Wednesday, June 20, 2012

pizza and natural theology

I’m taking a 3-week course at Notre Dame on Christian Doctrine. In our first class together, Dr. Cavadini pointed to a key difference between Catholics and Protestants. It has to do with the answer to this question:

How much can we know about God without the help of Scripture?

The fancy name for this is “Natural Theology” (theology is ‘the study of God’ and by ‘natural’ we mean ‘without divine intervention’). In short, Catholics tend to be more optimistic than Protestants about how well Natural Theology works (or at least about its potential). Some Protestants reject it completely. Before I lay out the differences, an illustration may help.

Imagine you arrive home from work one day and find a pizza on your kitchen counter. You are thrilled, because you are hungry after a long day of work, but you are also puzzled because you live alone (if you don’t, just pretend) and you have no idea who brought you pizza. You look around for clues, but see nothing. The kitchen is clean, as if no one has been there, but when you open the oven you notice it is still very hot. Whoever left the pizza cooked it in your kitchen and did a very good job cleaning up! You take a closer look at the pizza. It has your favorite toppings! Whoever made it knows you well, and their sense of timing is exquisite. It’s hot and ready. How did they know when you would be home? Then you notice something else—this is no frozen pizza. It has a homemade crust, hand-tossed by the looks of it, with sauce carefully spread and lots of gooey cheese, but none of it spilling over onto the pizza pan. Whoever made this pizza was an artist! 

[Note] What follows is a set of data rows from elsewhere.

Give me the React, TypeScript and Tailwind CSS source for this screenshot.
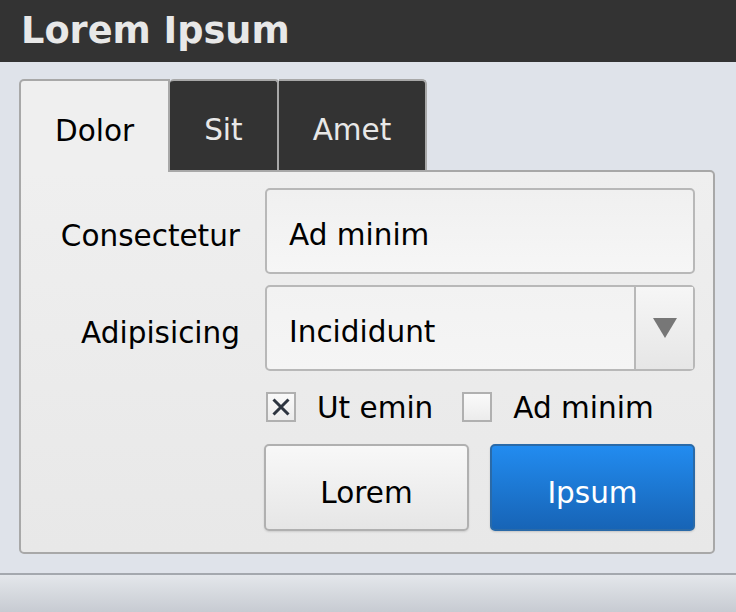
const font = { fontFamily: '"DejaVu Sans", Verdana, sans-serif' };

function Tab({ label, active, first, last }: { label: string; active?: boolean; first?: boolean; last?: boolean }) {
  return (
    <div
      className={[
        "flex items-center justify-center border-t-2 border-r-2 border-[#a8a8a8] px-[34px] pt-[9px] text-[29.5px]",
        first ? "border-l-2 rounded-tl-[5px]" : "",
        last ? "rounded-tr-[5px]" : "",
        !first && !last ? "rounded-t-[4px]" : "",
        active
          ? "relative z-10 -mb-[2px] h-[93px] bg-[#efefef] text-black"
          : "h-[91px] bg-[#333333] text-[#e8e8e8]",
      ].join(" ")}
    >
      {label}
    </div>
  );
}

function Checkbox({ checked, label }: { checked?: boolean; label: string }) {
  return (
    <label className="flex items-center gap-[21px]">
      <span className="flex h-[30px] w-[30px] items-center justify-center border-2 border-[#b0b0b0] bg-gradient-to-b from-[#fafafa] to-[#ececec]">
        {checked && (
          <svg width="18" height="18" viewBox="0 0 18 18">
            <path d="M1.5 1.5 L16.5 16.5 M16.5 1.5 L1.5 16.5" stroke="#2d3540" strokeWidth="3" strokeLinecap="butt" />
          </svg>
        )}
      </span>
      <span className="pt-[2px] text-[29.5px] text-black">{label}</span>
    </label>
  );
}

export default function App() {
  return (
    <div className="flex h-[612px] w-[736px] flex-col bg-[#dfe3ea]" style={font}>
      <div className="flex h-[62px] items-center bg-[#333333] px-[21px]">
        <span className="text-[36.7px] font-bold leading-none text-[#e8e8e8]">Lorem Ipsum</span>
      </div>

      <div className="flex-1 pl-[19px] pt-[17px]">
        <div className="flex items-end">
          <Tab label="Dolor" active first />
          <Tab label="Sit" />
          <Tab label="Amet" last />
        </div>
        <div className="w-[696px] rounded-b-[5px] rounded-tr-[5px] border-2 border-[#a8a8a8] bg-gradient-to-b from-[#efefef] to-[#e8e8e8] pb-[21px] pr-[18px] pt-[16px]">
          <div className="grid grid-cols-[219px_430px] gap-x-[25px]">
            <div className="flex h-[86px] items-center justify-end pt-[10px] text-[29.5px] text-black">Consectetur</div>
            <div className="flex h-[86px] items-center rounded-[5px] border-2 border-[#b8b8b8] bg-gradient-to-b from-[#f0f0f0] to-[#f6f6f6] pl-[22px] pt-[9px] text-[29.5px] text-black">
              Ad minim
            </div>

            <div className="mt-[11px] flex h-[86px] items-center justify-end pt-[10px] text-[29.5px] text-black">Adipisicing</div>
            <div className="mt-[11px] flex h-[86px] rounded-[5px] border-2 border-[#b8b8b8] bg-gradient-to-b from-[#f2f2f2] to-[#f5f5f5]">
              <div className="flex flex-1 items-center pl-[22px] pt-[9px] text-[29.5px] text-black">Incididunt</div>
              <div className="flex w-[59px] items-center justify-center border-l-2 border-[#b8b8b8] bg-gradient-to-b from-[#f6f6f6] to-[#e6e6e6]">
                <svg width="24" height="20" viewBox="0 0 24 20">
                  <path d="M0 0 H24 L12 20 Z" fill="#777777" />
                </svg>
              </div>
            </div>

            <div />
            <div className="mt-[21px] flex h-[30px] items-center gap-[29px] pl-[1px]">
              <Checkbox checked label="Ut emin" />
              <Checkbox label="Ad minim" />
            </div>

            <div />
            <div className="mt-[22px] flex gap-[21px] -ml-[1px]">
              <button className="h-[87px] w-[206px] rounded-[5px] border-2 border-[#b0b0b0] bg-gradient-to-b from-[#f8f8f8] to-[#e6e6e6] pt-[12px] text-[29.5px] text-black shadow-[0_1px_2px_rgba(0,0,0,0.12)]">
                Lorem
              </button>
              <button className="h-[87px] w-[206px] rounded-[5px] border-2 border-[#2a6aa8] bg-gradient-to-b from-[#228cf0] to-[#1764b6] pt-[12px] text-[29.5px] text-white shadow-[0_1px_2px_rgba(0,0,0,0.15)]">
                Ipsum
              </button>
            </div>
          </div>
        </div>
      </div>

      <div className="h-[39px] border-t-2 border-[#a4a8ae] bg-gradient-to-b from-[#e4e7eb] to-[#c7cbd2]" />
    </div>
  );
}
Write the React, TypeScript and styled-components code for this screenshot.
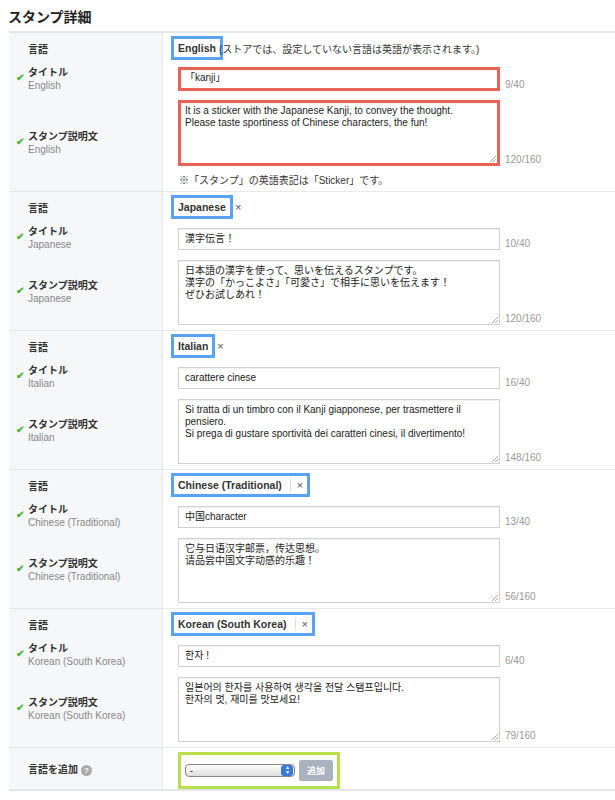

You decide that they evidently wanted you to eat it, so you grab a couple of slices and sit down to eat. While eating, you keep thinking about who it could have been. You have a growing list of words that you could use to describe this person, but no name and no face, just a big question mark. You have that warm and tingly feeling, knowing that you are loved, but you can’t get the question mark out of your mind. You just have to figure out who it was!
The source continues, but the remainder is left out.